I investigated typeswitch()
in XQuery just to see whether it made sense to eliminate XSLT in my spring course altogether. I found that no, I could not in good conscience do this, and that I would spend a lot more time explaining how the strange typeswitch function works than I had to do to explain how XSLT works. XSLT as a declarative language has real strengths here.
As for the namespace issues, I think anything that makes us conscious of namespaces is good for us--we shouldn't be taking them for granted anyway, and XQuery just necessitates more namespace prefixes than XSLT does. It's weird but I wouldn't call it painful necessarily--if you've chosen it for your idiom. My advice for members of a project team who ran into the same problem described above (with XML in no namespace) was, perhaps you could create your own project namespace, and then you can create a meaningful prefix for the input that is all your own. All it takes to create a namespace is to write it into a namespace attribute on your XML root element.
In the end, as someone who has conducted a determined experiment of a few years running, I find that I love XQuery for what it does best, pull processing (and it's my preferred idiom by far when I make SVG graphs and when I teach SVG). And I will always put it aside and return to XSLT when I need to make a reading view or an identity transformation.
@JosephDRogers23 One more practical difference between XSLT and XQuery, courtesy of Michael Kay at https://stackoverflow.com/questions/21021770/run-saxon-xquery-over-batch-of-xml-files-and-produce-one-output-file-for-each-in:
The capability to produce multiple output files from a single query is not present in the XQuery language (only in XSLT), and the capability to process a batch of input files is not present in Saxon's XQuery command line (only in the XSLT command line).
eXist has facilities that will let you produce multiple output files from a single XQuery, but XQuery itself doesn’t. And you can process multiple input files in Saxon’s XQuery command line if you get your input not from the command line, but from a collection()
expression inside the XQuery.
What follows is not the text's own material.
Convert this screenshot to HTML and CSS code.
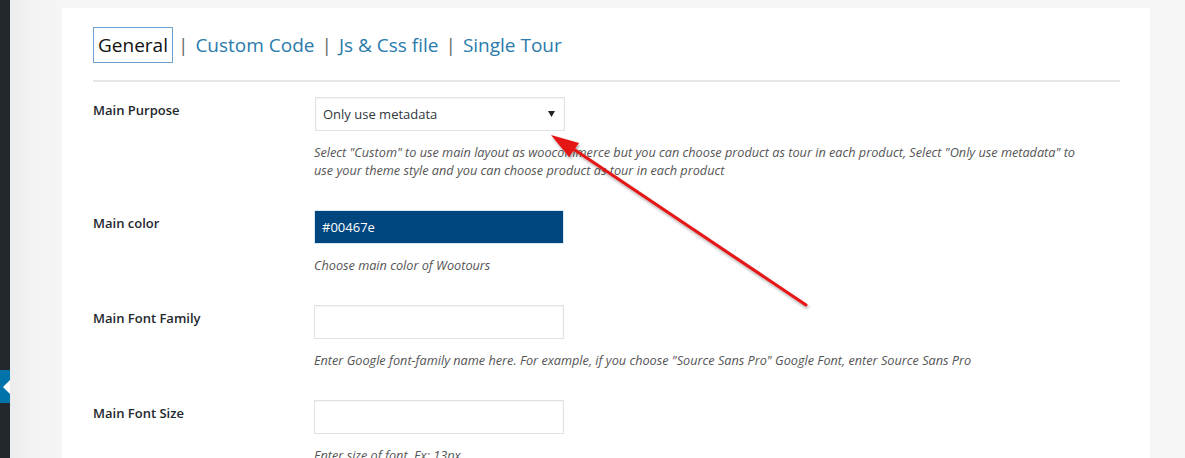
FILE: index.html
```html
<!DOCTYPE html>
<html>
<head>
<meta charset="utf-8">
<link rel="stylesheet" href="styles.css">
</head>
<body>
<div class="app">
  <aside class="sidebar">
    <div class="collapse-tab"><span class="collapse-arrow"></span></div>
  </aside>
  <main class="page">
    <section class="panel">
      <nav class="tabs">
        <a class="tab tab-active">General</a>
        <span class="tab-sep">|</span>
        <a class="tab">Custom Code</a>
        <span class="tab-sep">|</span>
        <a class="tab">Js &amp; Css file</a>
        <span class="tab-sep">|</span>
        <a class="tab">Single Tour</a>
      </nav>
      <div class="divider"></div>
      <div class="form">
        <div class="row">
          <div class="label">Main Purpose</div>
          <div class="field">
            <div class="select">
              <span>Only use metadata</span>
              <svg class="caret" width="7" height="6" viewBox="0 0 7 6"><path d="M0 0 H7 L3.5 6 Z" fill="#222"/></svg>
            </div>
            <p class="desc">Select "Custom" to use main layout as woocommerce but you can choose product as tour in each product, Select "Only use metadata" to use your theme style and you can choose product as tour in each product</p>
          </div>
        </div>
        <div class="row">
          <div class="label">Main color</div>
          <div class="field">
            <div class="input color-input">#00467e</div>
            <p class="desc">Choose main color of Wootours</p>
          </div>
        </div>
        <div class="row">
          <div class="label">Main Font Family</div>
          <div class="field">
            <div class="input"></div>
            <p class="desc">Enter Google font-family name here. For example, if you choose "Source Sans Pro" Google Font, enter Source Sans Pro</p>
          </div>
        </div>
        <div class="row">
          <div class="label">Main Font Size</div>
          <div class="field">
            <div class="input"></div>
            <p class="desc">Enter size of font. Ex: 13px</p>
          </div>
        </div>
      </div>
    </section>
  </main>
</div>
<svg class="annotation" width="1185" height="458" viewBox="0 0 1185 458">
  <defs>
    <filter id="sh" x="-10%" y="-10%" width="130%" height="130%">
      <feDropShadow dx="1" dy="2" stdDeviation="1.5" flood-color="#000" flood-opacity="0.35"/>
    </filter>
  </defs>
  <g filter="url(#sh)">
    <line x1="572" y1="148" x2="806" y2="305" stroke="#e41414" stroke-width="3" stroke-linecap="round"/>
    <path d="M551 135 L579 143 L569 157 Z" fill="#e41414"/>
  </g>
</svg>
</body>
</html>
```
FILE: styles.css
```css
* { box-sizing: border-box; }
html, body { margin: 0; padding: 0; }
body {
  width: 1185px;
  height: 458px;
  overflow: hidden;
  background: #f1f1f1;
  font-family: "Open Sans", "Noto Sans", sans-serif;
  color: #23282d;
  position: relative;
}
.app {
  display: flex;
  height: 458px;
}
.sidebar {
  width: 10px;
  flex: none;
  background: #23282d;
  display: flex;
  flex-direction: column;
  justify-content: flex-end;
  padding-bottom: 55px;
}
.collapse-tab {
  height: 33px;
  background: #0073aa;
  display: flex;
  align-items: center;
  justify-content: flex-end;
}
.collapse-arrow {
  width: 0;
  height: 0;
  border-top: 7px solid transparent;
  border-bottom: 7px solid transparent;
  border-right: 7px solid #fff;
}
.page {
  flex: 1;
  padding: 8px 35px 0 52px;
  background: linear-gradient(to right, #ececec 0, #f3f3f4 20px, #f5f5f6 52px);
}
.panel {
  background: #fff;
  height: 100%;
  padding: 19px 30px 0 31px;
}
.tabs {
  display: flex;
  align-items: center;
  gap: 7px;
  font-size: 19px;
  line-height: 26px;
}
.tab {
  color: #2a7bab;
  text-decoration: none;
}
.tab-active {
  color: #111;
  border: 1px solid #6ea1cf;
  padding: 4px;
  line-height: 26px;
  margin-right: -2px;
}
.tab-sep {
  color: #666;
}
.divider {
  height: 2px;
  background: #e6e6e8;
  margin-top: 17px;
}
.form {
  display: flex;
  flex-direction: column;
}
.row {
  display: grid;
  grid-template-columns: 221px 1fr;
  padding: 15px 0 16px;
}
.label {
  font-size: 13px;
  font-weight: 600;
  line-height: 18px;
  padding-top: 4px;
  color: #23282d;
}
.field {
  display: flex;
  flex-direction: column;
}
.select, .input {
  width: 250px;
  height: 34px;
  border: 1px solid #e2e2e2;
  box-shadow: inset 0 1px 2px rgba(0,0,0,0.05);
  background: #fff;
  font-size: 13px;
  color: #32373c;
  display: flex;
  align-items: center;
  padding: 0 7px;
}
.select {
  justify-content: space-between;
  margin-left: 1px;
}
.caret { margin-right: 2px; }
.color-input {
  background: #00467e;
  border-color: #dce9f2;
  color: #fff;
  box-shadow: none;
}
.desc {
  margin: 12px 0 0;
  font-size: 12.7px;
  font-style: italic;
  line-height: 18px;
  color: #555;
  max-width: 772px;
}
.annotation {
  position: absolute;
  left: 0;
  top: 0;
  pointer-events: none;
}
```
But Saxon’s XSLT lets you batch transform files from the command line with:
saxon -s:directory_a -xsl:stylesheet.xsl -o:directory_b
This transforms each file in directory_a
individually using stylesheet.xsl
and writes the output into directory_b
. Saxon’s XQuery command-line interface doesn’t support specifying directories (rather than individual files) as the input and output values.
Doing the data transformation for our project's social network graph made me think of how easy it is for me to think in XSLT vs XQuery. For example, my first thought to write the transformation was to do it in XQuery because I could visualize the code that way first, but Zac pointed out that the code would probably be simpler to write in XSLT, and that's how I ended up doing the transformation. Which do you find easier to think in?